Roasting Made Simple

  •  Rub the turkey all over with olive oil or melted clarified butter; this helps the turkey brown evenly. (You can also use melted whole butter, but the milk solids might make the turkey a little spotted.) Sprinkle the turkey with kosher salt to help crisp the skin.
  • Start off your turkey breast-side down in a roasting rack; it will help the turkey’s natural juices collect in the breast, which tends to dry out otherwise. After roasting for 1 hour, flip the turkey breast-side up to finish roasting, using wads of paper towels to protect your hands. The marks on the breast from the rack will disappear as it continues to cook.
  • If your roasting pan will fit in your oven the long way, put the turkey in the oven with its legs pointing towards the back of the oven, since it’s usually the hottest spot and the legs tend to cook slower than the breast.
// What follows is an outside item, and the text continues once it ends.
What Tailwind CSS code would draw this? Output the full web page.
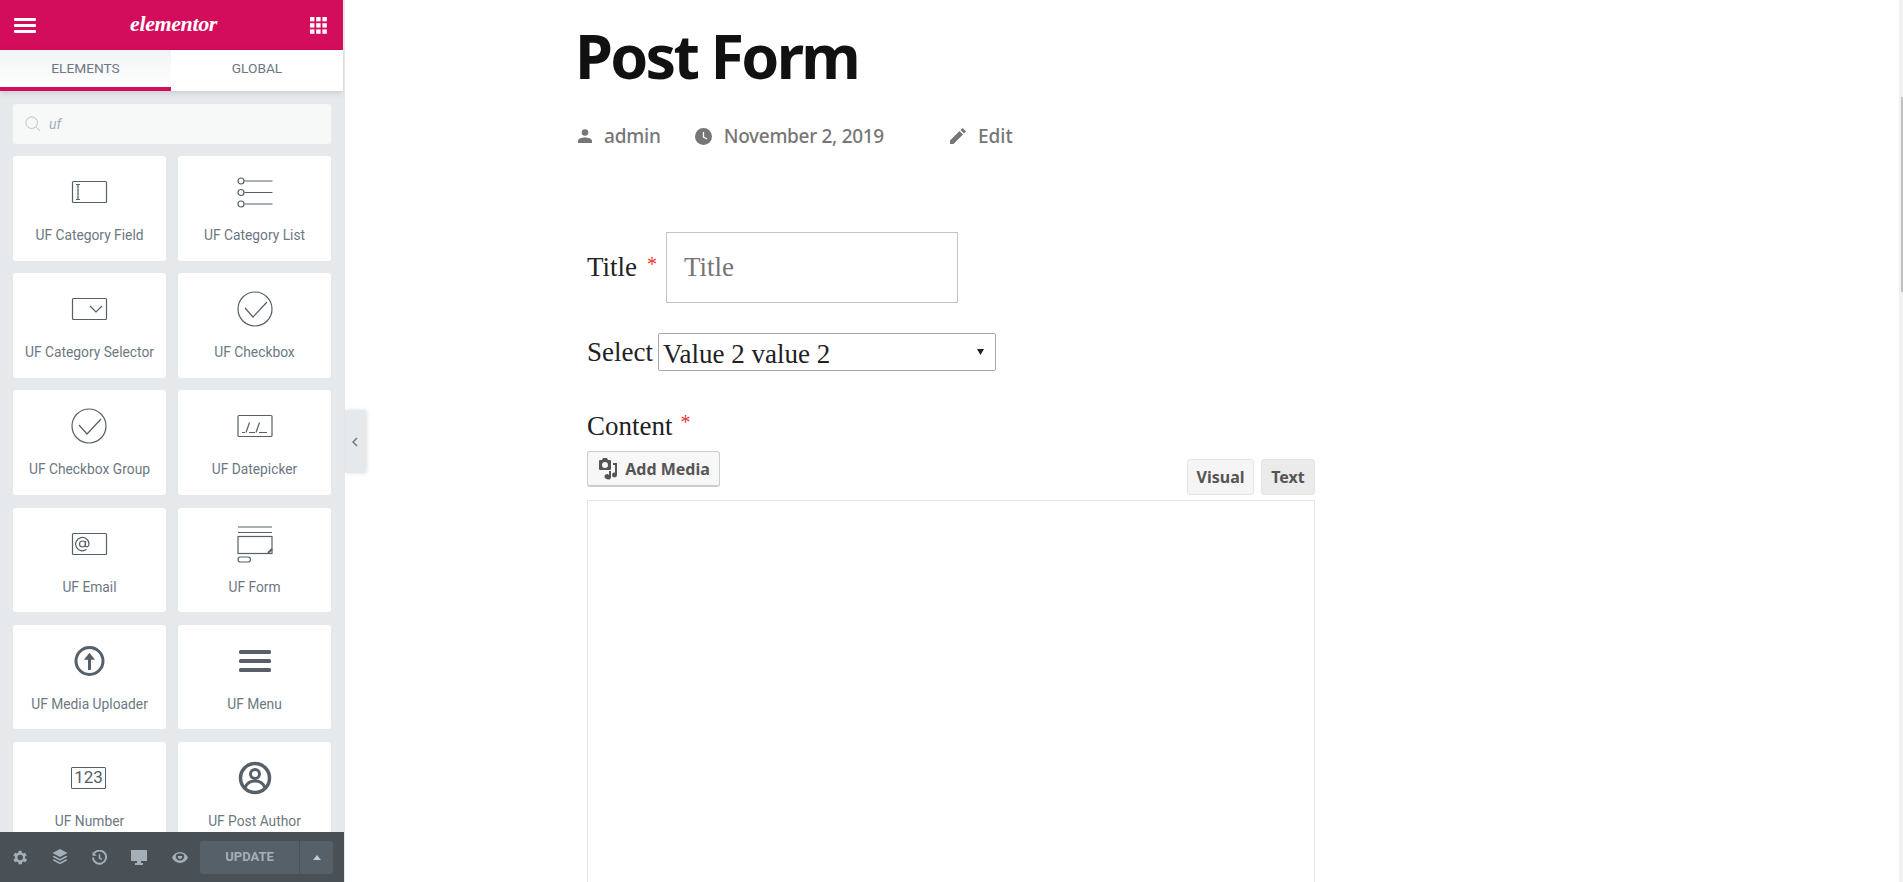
<!DOCTYPE html>
<html lang="en">
<head>
  <meta charset="UTF-8">
  <meta name="viewport" content="width=device-width, initial-scale=1.0">
  <title>Post Form</title>
  <script src="https://cdn.jsdelivr.net/npm/@tailwindcss/browser@4"></script>
</head>
<body class="bg-white h-[882px] overflow-hidden font-['Roboto',sans-serif]">
  <div class="flex h-[882px] relative">

    <!-- Sidebar -->
    <aside class="w-[345px] shrink-0 h-full bg-[#e6e9ec] flex flex-col relative">
      <div class="w-[344px] h-full flex flex-col overflow-hidden">
        <header class="w-[343px] h-[50px] shrink-0 bg-[#d30c5c] flex items-center justify-between pl-[14px] pr-[16px]">
          <svg width="23" height="15" viewBox="0 0 23 15" fill="#fff"><rect y="0" width="22" height="3" rx="1"/><rect y="6" width="22" height="3" rx="1"/><rect y="12" width="22" height="3" rx="1"/></svg>
          <span class="text-white text-[22px] leading-none italic font-bold font-['Liberation_Serif',serif] tracking-[-0.4px] -mt-[2px]">elementor</span>
          <svg width="17" height="17" viewBox="0 0 17 17" fill="#fff"><rect x="0" y="0" width="4.4" height="4.4"/><rect x="6.2" y="0" width="4.4" height="4.4"/><rect x="12.4" y="0" width="4.4" height="4.4"/><rect x="0" y="6.2" width="4.4" height="4.4"/><rect x="6.2" y="6.2" width="4.4" height="4.4"/><rect x="12.4" y="6.2" width="4.4" height="4.4"/><rect x="0" y="12.4" width="4.4" height="4.4"/><rect x="6.2" y="12.4" width="4.4" height="4.4"/><rect x="12.4" y="12.4" width="4.4" height="4.4"/></svg>
        </header>
        <nav class="w-[343px] h-[41px] shrink-0 flex bg-white shadow-[0_2px_6px_rgba(0,0,0,0.12)] text-[13.7px] text-[#6d7882] uppercase relative">
          <div class="w-[171px] flex items-center justify-center border-b-[4px] border-[#d30c5c] bg-gradient-to-b from-[#f1f3f5] to-white">Elements</div>
          <div class="flex-1 flex items-center justify-center pb-[4px]">Global</div>
        </nav>

        <div class="flex-1 min-h-0 overflow-hidden px-[13px] pt-[13px]">
          <div class="w-[318px] h-[40px] bg-[#f7f8f8] rounded-[3px] flex items-center pl-[12px] gap-[8px]">
            <svg width="16" height="16" viewBox="0 0 18 18" fill="none" stroke="#b9c0c6" stroke-width="1.1"><circle cx="7.5" cy="7.5" r="6.5"/><path d="M12.5 12.5L17 17"/></svg>
            <span class="text-[14px] italic text-[#a4afb7]">uf</span>
          </div>

          <div class="grid grid-cols-[153px_153px] gap-x-[12px] gap-y-[12.5px] mt-[12px] text-[#6d7882]">

            <div class="h-[104.7px] bg-white rounded-[3px] flex flex-col items-center pt-[16px]">
              <svg width="40" height="40" viewBox="0 0 40 40" fill="none" stroke="#556068" stroke-width="1.2"><rect x="2.5" y="9.5" width="34" height="21" rx="1"/><path d="M8 12.5v15M6 12.5h4M6 27.5h4"/></svg>
              <span class="text-[13.8px] leading-4 mt-[15px]">UF Category Field</span>
            </div>
            <div class="h-[104.7px] bg-white rounded-[3px] flex flex-col items-center pt-[16px]">
              <svg width="40" height="40" viewBox="0 0 40 40" fill="none" stroke="#556068" stroke-width="1.2"><circle cx="6" cy="9" r="3"/><circle cx="6" cy="20.500" r="3"/><circle cx="6" cy="32" r="3"/><path d="M9.500 9h28M9.500 20.500h28M9.500 32h28"/></svg>
              <span class="text-[13.8px] leading-4 mt-[15px]">UF Category List</span>
            </div>

            <div class="h-[104.7px] bg-white rounded-[3px] flex flex-col items-center pt-[16px]">
              <svg width="40" height="40" viewBox="0 0 40 40" fill="none" stroke="#556068" stroke-width="1.2"><rect x="2.5" y="9.5" width="34" height="21" rx="1"/><path d="M20 17l6 6 6-6"/></svg>
              <span class="text-[13.8px] leading-4 mt-[15px]">UF Category Selector</span>
            </div>
            <div class="h-[104.7px] bg-white rounded-[3px] flex flex-col items-center pt-[16px]">
              <svg width="40" height="40" viewBox="0 0 40 40" fill="none" stroke="#556068" stroke-width="1.2"><circle cx="20" cy="20" r="17"/><path d="M10 19l8 9 14-15"/></svg>
              <span class="text-[13.8px] leading-4 mt-[15px]">UF Checkbox</span>
            </div>

            <div class="h-[104.7px] bg-white rounded-[3px] flex flex-col items-center pt-[16px]">
              <svg width="40" height="40" viewBox="0 0 40 40" fill="none" stroke="#556068" stroke-width="1.2"><circle cx="19" cy="20" r="17"/><path d="M9 19l8 9 14-15"/></svg>
              <span class="text-[13.8px] leading-4 mt-[15px]">UF Checkbox Group</span>
            </div>
            <div class="h-[104.7px] bg-white rounded-[3px] flex flex-col items-center pt-[16px]">
              <svg width="40" height="40" viewBox="0 0 40 40" fill="none" stroke="#556068" stroke-width="1.2"><rect x="3" y="9.5" width="34" height="21" rx="1"/><path d="M7 26.5h3M11 26.5l3.500-10M14 26.500h6M21 26.500l3.500-10M24 26.500h8"/></svg>
              <span class="text-[13.8px] leading-4 mt-[15px]">UF Datepicker</span>
            </div>

            <div class="h-[104.7px] bg-white rounded-[3px] flex flex-col items-center pt-[16px]">
              <svg width="40" height="40" viewBox="0 0 40 40" fill="none" stroke="#556068" stroke-width="1.2"><rect x="2.5" y="9.500" width="34" height="21" rx="1"/><circle cx="12.500" cy="20" r="3"/><path d="M15.500 17v4.500c0 2 3.500 2 3.500-1.500a6.700 6.700 0 1 0-2.500 5.300"/></svg>
              <span class="text-[13.8px] leading-4 mt-[15px]">UF Email</span>
            </div>
            <div class="h-[104.7px] bg-white rounded-[3px] flex flex-col items-center pt-[16px]">
              <svg width="40" height="40" viewBox="0 0 40 40" fill="none" stroke="#556068" stroke-width="1.2"><path d="M3 3h34M3 8.500h34"/><rect x="3" y="12.500" width="34" height="17"/><path d="M33 29l4-4" stroke-width="2"/><rect x="3" y="33" width="12.500" height="5" rx="2.500"/></svg>
              <span class="text-[13.8px] leading-4 mt-[15px]">UF Form</span>
            </div>

            <div class="h-[104.7px] bg-white rounded-[3px] flex flex-col items-center pt-[16px]">
              <svg width="40" height="40" viewBox="0 0 40 40" fill="none" stroke="#556068" stroke-width="3"><circle cx="19.500" cy="20" r="13.500"/><path d="M19.500 29V14" stroke-width="3"/><path d="M15.500 18l4-5 4 5z" fill="#556068" stroke-width="1.500"/></svg>
              <span class="text-[13.8px] leading-4 mt-[15px]">UF Media Uploader</span>
            </div>
            <div class="h-[104.7px] bg-white rounded-[3px] flex flex-col items-center pt-[16px]">
              <svg width="40" height="40" viewBox="0 0 40 40" fill="#556068"><rect x="4" y="9" width="32" height="4" rx="1.500"/><rect x="4" y="18" width="32" height="4" rx="1.500"/><rect x="4" y="27" width="32" height="4" rx="1.500"/></svg>
              <span class="text-[13.8px] leading-4 mt-[15px]">UF Menu</span>
            </div>

            <div class="h-[104.7px] bg-white rounded-[3px] flex flex-col items-center pt-[16px]">
              <div class="w-[35px] h-[22px] -translate-x-[1px] border border-[#556068] rounded-[1px] flex items-center justify-center text-[17px] leading-none text-[#556068] my-[9px]">123</div>
              <span class="text-[13.8px] leading-4 mt-[15px]">UF Number</span>
            </div>
            <div class="h-[104.7px] bg-white rounded-[3px] flex flex-col items-center pt-[16px]">
              <svg width="40" height="40" viewBox="0 0 40 40" fill="none" stroke="#556068" stroke-width="3.500"><circle cx="20" cy="20" r="14.500"/><circle cx="20" cy="16" r="4.500" stroke-width="3"/><path d="M10 30c2-6 6-7 10-7s8 1 10 7" stroke-width="3"/></svg>
              <span class="text-[13.8px] leading-4 mt-[15px]">UF Post Author</span>
            </div>
          </div>
        </div>

        <footer class="h-[50px] shrink-0 bg-[#495157] flex items-center relative">
          <div class="w-[200px] flex items-center justify-around text-[#a4afb7]">
            <svg class="w-[15px] h-[15px]" viewBox="3 2.500 19 19" fill="#a4afb7"><path d="M19.400 13a7.500 7.500 0 0 0 0-2l2.100-1.600-2-3.500-2.500 1a7.500 7.500 0 0 0-1.700-1L15.400 3.300h-4l-.4 2.600a7.500 7.500 0 0 0-1.700 1l-2.500-1-2 3.500L6.900 11a7.500 7.500 0 0 0 0 2l-2.100 1.600 2 3.500 2.500-1a7.500 7.500 0 0 0 1.700 1l.4 2.600h4l.4-2.600a7.500 7.500 0 0 0 1.700-1l2.500 1 2-3.500zM13.400 15.500a3.500 3.500 0 1 1 0-7 3.500 3.500 0 0 1 0 7z"/></svg>
            <svg class="w-[16px] h-[16px]" viewBox="0 0 16 16" fill="#a4afb7"><path d="M8 0l7.500 4L8 8 .5 4zM2 6.800L8 10l6-3.200 1.500 1L8 11.800.5 7.800zM2 10.300L8 13.500l6-3.200 1.500 1L8 15.300.5 11.300z"/></svg>
            <svg class="w-[15px] h-[15px]" viewBox="0 0 16 16" fill="none" stroke="#a4afb7" stroke-width="2"><path d="M2.300 3.500A7 7 0 1 1 1 8"/><path d="M8 4.500V8.500l2.500 1.500" stroke-width="1.600"/><path d="M.5 1.500v4.500h4.500z" fill="#a4afb7" stroke="none"/></svg>
            <svg class="w-[16px] h-[15px]" viewBox="0 0 16 15" fill="#a4afb7"><path d="M0 0h16v11H0zM6 11h4v2h2v2H4v-2h2z"/></svg>
            <svg class="w-[16px] h-[11px]" viewBox="0 0 16 11" fill="#a4afb7"><path d="M8 0c3.500 0 6.500 2.200 8 5.500-1.500 3.300-4.500 5.500-8 5.500S1.500 8.800 0 5.500C1.500 2.200 4.500 0 8 0zm0 1.200a6.300 6.300 0 0 0-4 1.500 4.300 4.300 0 1 0 8 0 6.300 6.300 0 0 0-4-1.500zM6 4a2.200 2.200 0 1 0 4 0z"/></svg>
          </div>
          <div class="w-[133px] h-[33px] bg-[#556068] rounded-[3px] flex text-[#a4afb7]">
            <div class="w-[100px] flex items-center justify-center border-r border-[#495157] text-[13px] font-bold uppercase">Update</div>
            <div class="flex-1 flex items-center justify-center">
              <svg width="8" height="5" viewBox="0 0 8 5" fill="#c2cbd2"><path d="M0 5l4-5 4 5z"/></svg>
            </div>
          </div>
        </footer>
      </div>
      <!-- Collapse handle -->
      <button class="absolute left-[345px] top-[410px] w-[20px] h-[63px] bg-[#e6e9ec] shadow-[2px_0_4px_rgba(0,0,0,0.12)] flex items-center justify-center">
        <svg width="6" height="10" viewBox="0 0 6 10" fill="none" stroke="#6d7882" stroke-width="1.500"><path d="M5 1L1 5l4 4"/></svg>
      </button>
    </aside>

    <!-- Page -->
    <main class="flex-1 min-w-0 pl-[233px] overflow-hidden">
      <h1 class="text-[61px] leading-[80px] font-bold text-[#111] font-['Noto_Sans',sans-serif] tracking-[-2.7px] -ml-[3px] mt-[16px]">Post Form</h1>
      <div class="flex items-center text-[19px] leading-7 font-medium text-[#767676] font-['Noto_Sans',sans-serif] mt-[26px]">
        <svg class="w-[14px] h-[14px] mr-[12px]" viewBox="0 0 14 14" fill="#767676"><circle cx="7" cy="3.500" r="3.300"/><path d="M0 14v-2c0-2.500 4-3.500 7-3.500s7 1 7 3.500v2z"/></svg>
        <span class="tracking-[-0.2px]">admin</span>
        <svg class="w-[17px] h-[17px] ml-[34px] mr-[12px]" viewBox="0 0 17 17"><circle cx="8.500" cy="8.500" r="8.500" fill="#767676"/><path d="M8.500 4v5l3.500 2" fill="none" stroke="#fff" stroke-width="1.300"/></svg>
        <span class="tracking-[-0.3px]">November 2, 2019</span>
        <svg class="w-[16px] h-[16px] ml-[66px] mr-[12px]" viewBox="0 0 16 16" fill="#767676"><path d="M0 16v-3.500L9.500 3 13 6.500 3.500 16zM10.500 2L12.500 0 16 3.500 14 5.500z"/></svg>
        <span>Edit</span>
      </div>

      <form class="pl-[9px] font-['Liberation_Serif',serif] text-[27px] text-[#222] mt-[82px]">
        <div class="flex items-center h-[71px]">
          <label>Title</label>
          <span class="text-[#f03030] text-[20px] ml-[10px] mr-[9px] -mt-2">*</span>
          <input type="text" placeholder="Title" class="w-[292px] h-[71px] border border-[#c4c4c4] pl-[17px] placeholder:text-[#757575] outline-none">
        </div>
        <div class="flex items-center mt-[30px] h-[38px]">
          <label class="mr-[5px]">Select</label>
          <div class="relative">
            <select class="block appearance-none w-[338px] h-[38px] border border-[#a6a6a6] rounded-[2px] pl-[4px] pb-[2px] bg-white">
              <option>Value 2 value 2</option>
            </select>
            <svg class="absolute right-[12px] top-[16px] pointer-events-none" width="7" height="6" viewBox="0 0 7 6" fill="#222"><path d="M0 0h7L3.500 6z"/></svg>
          </div>
        </div>
        <div class="mt-[38px] h-[34px] flex items-center">
          <label>Content</label>
          <span class="text-[#f03030] text-[20px] ml-[8px] -mt-2">*</span>
        </div>
        <div class="w-[728px] mt-[8px] flex items-end justify-between font-['Noto_Sans',sans-serif]">
          <button type="button" class="w-[133px] h-[36px] mb-[8px] flex items-center justify-center gap-[6px] bg-[#f7f7f7] border border-[#ccc] border-b-[2px] rounded-[3px] text-[16px] font-bold text-[#555]">
            <svg width="22" height="22" viewBox="0 0 22 22" fill="#555"><path d="M3 2h2l1-2h4l1 2h2a1 1 0 0 1 1 1v8a1 1 0 0 1-1 1H3a1 1 0 0 1-1-1V3a1 1 0 0 1 1-1zm5 2a3 3 0 1 0 0 6 3 3 0 0 0 0-6z"/><path d="M16 5h4v12a2.500 2.500 0 1 1-2-2.400V7h-2zM10 21a2.500 2.500 0 1 1 2-4v-4h2v5.500a2.500 2.500 0 0 1-4 2.500z" /></svg>
            Add Media
          </button>
          <div class="flex gap-[7px] text-[16px] font-bold text-[#555]">
            <div class="w-[67px] h-[36px] bg-[#f5f5f5] border border-[#e5e5e5] rounded-[3px] flex items-center justify-center">Visual</div>
            <div class="w-[54px] h-[36px] bg-[#ebebeb] border border-[#e5e5e5] rounded-[3px] flex items-center justify-center">Text</div>
          </div>
        </div>
        <div class="w-[728px] h-[500px] mt-[5px] border border-[#e5e5e5] bg-white"></div>
      </form>
    </main>

    <!-- Page scrollbar -->
    <div class="w-[4px] shrink-0 h-full bg-[#f1f1f1] flex justify-end">
      <div class="w-[2px] h-[195px] mt-[97px] bg-[#c1c1c1]"></div>
    </div>
  </div>
</body>
</html>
If the roasting pan will only fit in horizontally, be sure to rotate it halfway through cooking so both sides of the turkey cook evenly.
  • If the turkey is browning quickly, but the temperature is still far from done, tent it with foil to keep it from overbrowning.
  • Always let the roasted turkey rest for 20 to 30 minutes, which allows the juices to redistribute.


You don’t have to truss, but the finished turkey will look better if you do.

1. Starting under the legs, draw a length of butcher’s twine up and over the legs.
Cross the twine between the legs …
…and pull the ends to draw the legs together.
Keeping the twine taut to pull the legs in toward the body, run each end over the thighs and wings and tie securely at the neck.

More turkey tips

• For extra juiciness, brine the turkey or buy a kosher turkey, which is already brined.

• I don’t stuff the turkey because I find it roasts more evenly that way. The dressing also seems to have fuller flavor—and a nice crust— when it’s baked separately. But if you do decide to stuff the turkey and the turkey is done before the stuffing reaches 165°F (the minimum safe temperature), spoon the stuffing into a baking pan large enough to hold it in a shallow layer. Cover with foil and finish baking while the turkey rests.

• Add flavor to the turkey by putting some herb sprigs and a quartered onion in the cavity (if it isn’t stuffed).  Or rub chopped herbs or herb butter under the skin.